TASK STATEMENT. In the copy, include every entry exactly but none of the pictures.

INFORMATION SUPPLIED.
>> Start

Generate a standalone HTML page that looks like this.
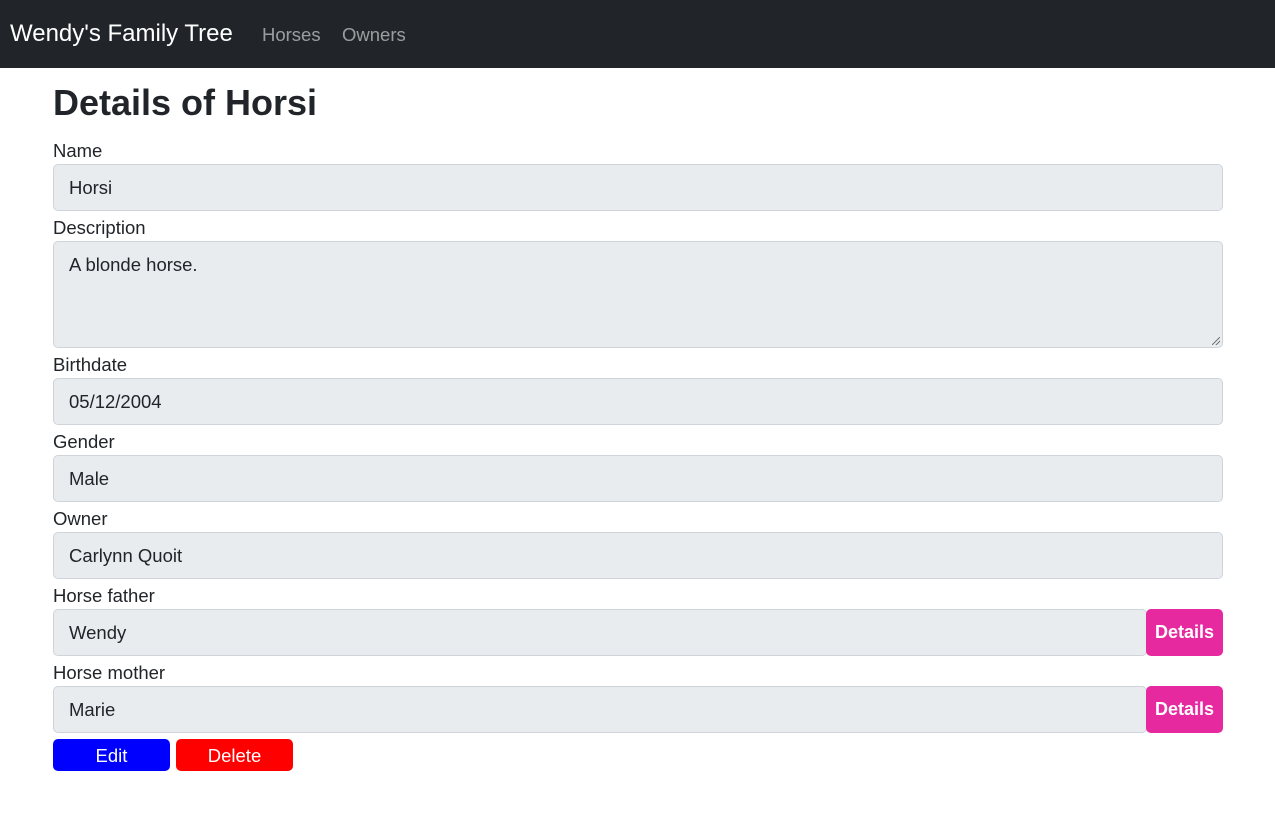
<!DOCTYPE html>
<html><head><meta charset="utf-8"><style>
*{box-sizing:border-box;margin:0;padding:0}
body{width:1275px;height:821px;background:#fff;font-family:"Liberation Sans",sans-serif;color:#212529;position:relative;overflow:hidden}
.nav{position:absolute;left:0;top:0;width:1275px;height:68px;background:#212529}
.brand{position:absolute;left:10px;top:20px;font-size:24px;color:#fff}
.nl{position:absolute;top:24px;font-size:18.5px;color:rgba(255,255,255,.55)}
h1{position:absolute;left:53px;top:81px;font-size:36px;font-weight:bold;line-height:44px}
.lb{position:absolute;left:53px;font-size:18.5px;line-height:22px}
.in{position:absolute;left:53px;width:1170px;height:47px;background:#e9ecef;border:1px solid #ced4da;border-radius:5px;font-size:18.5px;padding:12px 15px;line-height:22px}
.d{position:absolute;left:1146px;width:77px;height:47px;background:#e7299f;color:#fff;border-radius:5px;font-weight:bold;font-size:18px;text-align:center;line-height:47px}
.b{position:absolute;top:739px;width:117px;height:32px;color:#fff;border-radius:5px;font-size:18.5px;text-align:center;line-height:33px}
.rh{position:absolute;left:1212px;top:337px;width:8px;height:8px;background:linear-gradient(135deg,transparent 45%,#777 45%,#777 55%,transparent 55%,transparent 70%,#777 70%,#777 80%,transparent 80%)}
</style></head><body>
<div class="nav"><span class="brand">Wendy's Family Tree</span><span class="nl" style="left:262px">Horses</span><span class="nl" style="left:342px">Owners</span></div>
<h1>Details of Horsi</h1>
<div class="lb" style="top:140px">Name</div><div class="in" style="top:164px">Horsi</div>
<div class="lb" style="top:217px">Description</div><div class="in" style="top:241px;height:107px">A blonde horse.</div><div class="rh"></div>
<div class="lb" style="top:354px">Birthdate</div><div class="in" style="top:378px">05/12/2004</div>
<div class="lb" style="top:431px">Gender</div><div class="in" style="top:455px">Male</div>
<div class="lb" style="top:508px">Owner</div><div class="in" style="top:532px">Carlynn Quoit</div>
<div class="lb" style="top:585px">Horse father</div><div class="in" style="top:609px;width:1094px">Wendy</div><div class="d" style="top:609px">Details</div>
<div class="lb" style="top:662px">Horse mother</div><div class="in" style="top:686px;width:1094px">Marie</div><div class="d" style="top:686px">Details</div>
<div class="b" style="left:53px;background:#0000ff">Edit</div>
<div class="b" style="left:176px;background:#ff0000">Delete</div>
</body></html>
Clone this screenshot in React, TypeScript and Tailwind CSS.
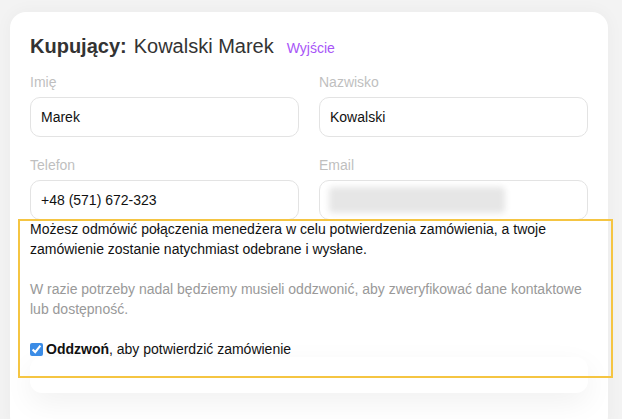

>> End

ANSWER BELOW.
Generate a standalone HTML page that looks like this.
<!DOCTYPE html>
<html><head><meta charset="utf-8"><style>
*{box-sizing:border-box;margin:0;padding:0}
body{width:1275px;height:821px;background:#fff;font-family:"Liberation Sans",sans-serif;color:#212529;position:relative;overflow:hidden}
.nav{position:absolute;left:0;top:0;width:1275px;height:68px;background:#212529}
.brand{position:absolute;left:10px;top:20px;font-size:24px;color:#fff}
.nl{position:absolute;top:24px;font-size:18.5px;color:rgba(255,255,255,.55)}
h1{position:absolute;left:53px;top:81px;font-size:36px;font-weight:bold;line-height:44px}
.lb{position:absolute;left:53px;font-size:18.5px;line-height:22px}
.in{position:absolute;left:53px;width:1170px;height:47px;background:#e9ecef;border:1px solid #ced4da;border-radius:5px;font-size:18.5px;padding:12px 15px;line-height:22px}
.d{position:absolute;left:1146px;width:77px;height:47px;background:#e7299f;color:#fff;border-radius:5px;font-weight:bold;font-size:18px;text-align:center;line-height:47px}
.b{position:absolute;top:739px;width:117px;height:32px;color:#fff;border-radius:5px;font-size:18.5px;text-align:center;line-height:33px}
.rh{position:absolute;left:1212px;top:337px;width:8px;height:8px;background:linear-gradient(135deg,transparent 45%,#777 45%,#777 55%,transparent 55%,transparent 70%,#777 70%,#777 80%,transparent 80%)}
</style></head><body>
<div class="nav"><span class="brand">Wendy's Family Tree</span><span class="nl" style="left:262px">Horses</span><span class="nl" style="left:342px">Owners</span></div>
<h1>Details of Horsi</h1>
<div class="lb" style="top:140px">Name</div><div class="in" style="top:164px">Horsi</div>
<div class="lb" style="top:217px">Description</div><div class="in" style="top:241px;height:107px">A blonde horse.</div><div class="rh"></div>
<div class="lb" style="top:354px">Birthdate</div><div class="in" style="top:378px">05/12/2004</div>
<div class="lb" style="top:431px">Gender</div><div class="in" style="top:455px">Male</div>
<div class="lb" style="top:508px">Owner</div><div class="in" style="top:532px">Carlynn Quoit</div>
<div class="lb" style="top:585px">Horse father</div><div class="in" style="top:609px;width:1094px">Wendy</div><div class="d" style="top:609px">Details</div>
<div class="lb" style="top:662px">Horse mother</div><div class="in" style="top:686px;width:1094px">Marie</div><div class="d" style="top:686px">Details</div>
<div class="b" style="left:53px;background:#0000ff">Edit</div>
<div class="b" style="left:176px;background:#ff0000">Delete</div>
</body></html>
Clone this screenshot in React, TypeScript and Tailwind CSS.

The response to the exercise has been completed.